Schneider: I don’t really know. I just do what I think of in the moment, and we are filming so quickly, that a lot of times what we film is the first time I’ve ever done something. The only thing I have to go off of, is that at some point in my life, Sam Rockwell told me that when you have to play drunk, do your best to not act drunk, and that self-conscious “I’m not going to be drunk” comes out as the kind of over compensation in your movements which reads as drunk. But if I ever have any questions about acting I just ask Sam Rockwell and do what he says.
TMS: Geoffrey is a great actor with lots of awards and famous roles in his past. Were you ever intimidated playing his son in the film?
Schneider: Was I ever intimidated by Geoffrey? (Rush walks over upon hearing his name and Schneider grabs him to sit back down) Geoffrey come sit down and watch me? What was your question again?
TMS: Were you ever intimated acting opposite him?
Schneider: Well, I’d seen Quills, and I thought to myself, this guy has some balls on him. But, Sam Neill is in the movie too, and anytime I’m the lone American in a movie, which has happened a lot of times for me actually, I just don’t want to be the American weak link.

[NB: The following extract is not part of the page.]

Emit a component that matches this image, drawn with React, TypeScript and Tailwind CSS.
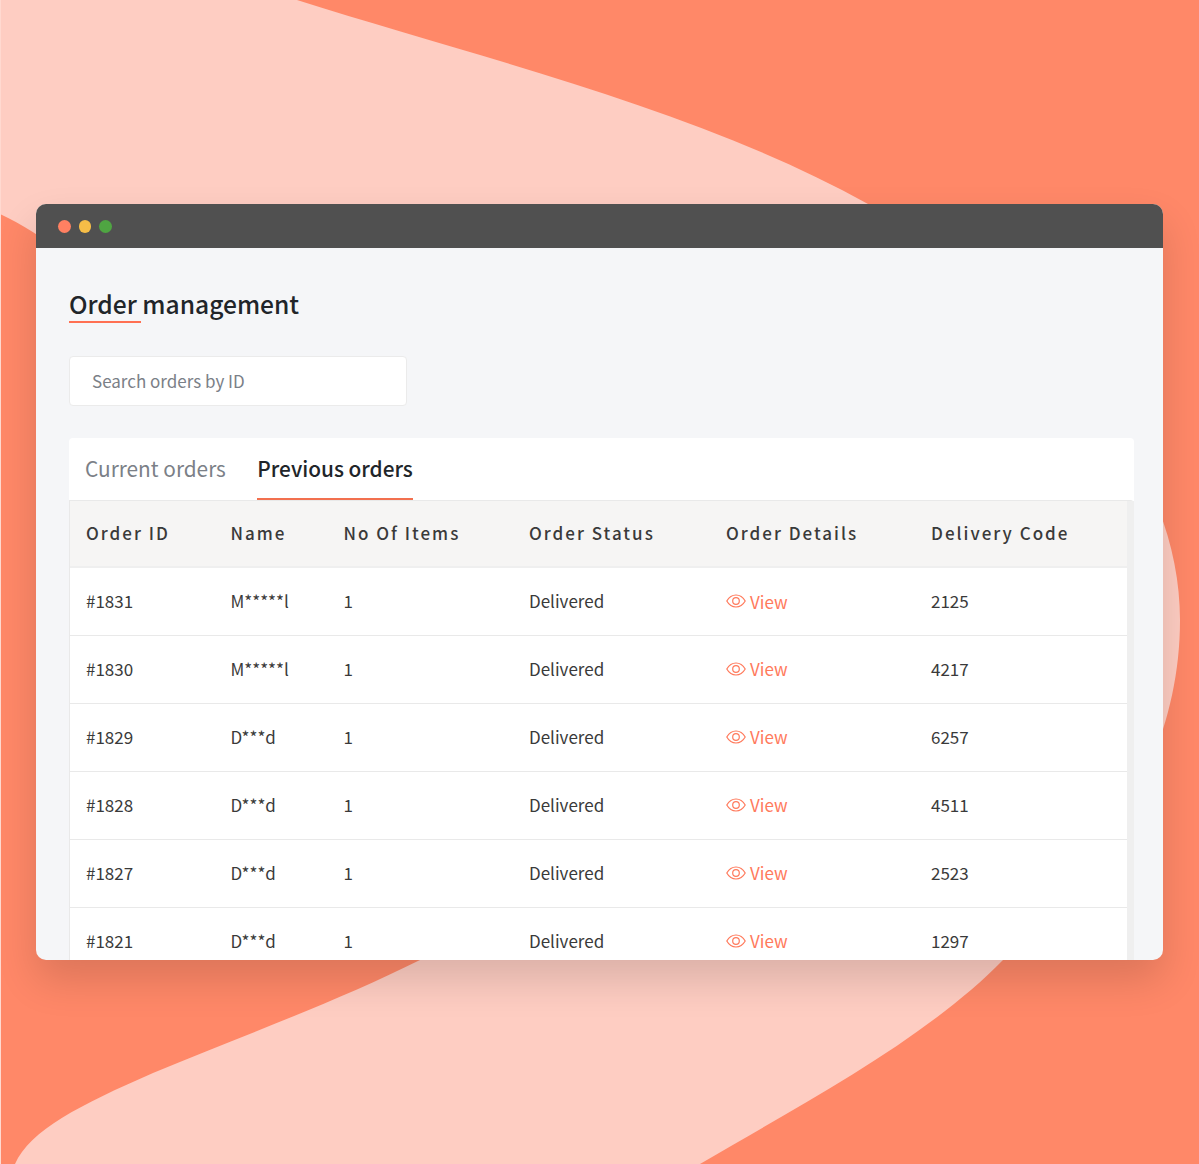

Rush: You don’t want to be THAT GUY!
Schneider: You never want to be THAT GUY. And you don’t want to that guy who’s never trained in the theater. When I did Bright Star, Ben Whishaw had just done Hamlet as a drug addict. And thought, what the fuck am I doing in this movie?
Rush: He’s British. He’s acting royalty.
Schneider: Exactly. I was thinking those things. But maybe it’s just been my luck. But those people also tend to be nice people, and part of what makes them good actors is the fact that they are good listeners. And thusly, they have high emotional intelligence, and because of that, they are able to incorporate new people into their group and share ideas, and because of that, I can kind of join the troupe, even if I am the odd man out.
Rush: Darling, you must WRITE! (Paul putting his head on Rush’s shoulder)
Schneider: I try so hard. But it’s just fart jokes which pore out of me.
Rush: You almost went into Rupert from Dirty Rotten Scoundel’s just then. Remember the character (does a pretty good Michael Caine impression) You’ve been banging on pots again haven’t you Rupert?
TMS: Have you done theater?
Schneider: No, never.
TMS: Would you like to?
Schneider: It scares the shit out of me, and because of that, I have a perverse attraction to it. So I think I will do it someday, because it’s a box I just have to tix. But I’ll do something like Regional Florida Theater.
Rush: It will be dinner theater.
TMS: You’ve done a lot of theater, so you can give him some pointers.
Schneider: He’s done SOME theater. He’s not fucking John Gielgud, he’s Geoffrey Rush for God’s sack.
TMS: Was it any different being directed by a theater director who hadn’t made a movie before?
Schneider: No, not at all.
Rush: Pardon the expression, but he was like a duck to water. Did you feel that?
Schneider: Yes, but also part of the reason he was able t be a duck to water was because Jan assembled an extremely qualified crew.
Rush: Oh yes.
Schneider: They were men and women who had done movies like The Lord of the Rings and Thin Red Line and Pirates of the Caribbean and Star Wars. So these people were way overqualified to be a doing a small, fast, indie movie. So had those people not been there, it might not have been so easy for him.
Rush: But he’s also an enthusiastic presence. He would give really accurate feedback, but would also be so excited about what he was seeing in front of the camera. And he makes discoveries that would go unseen for others. For example, I love the fact that Paul’s character laughs at some very inappropriate moments in the film. I found it unnerving. So he would often go for opposite reactions. It helps you to avoid the clichés.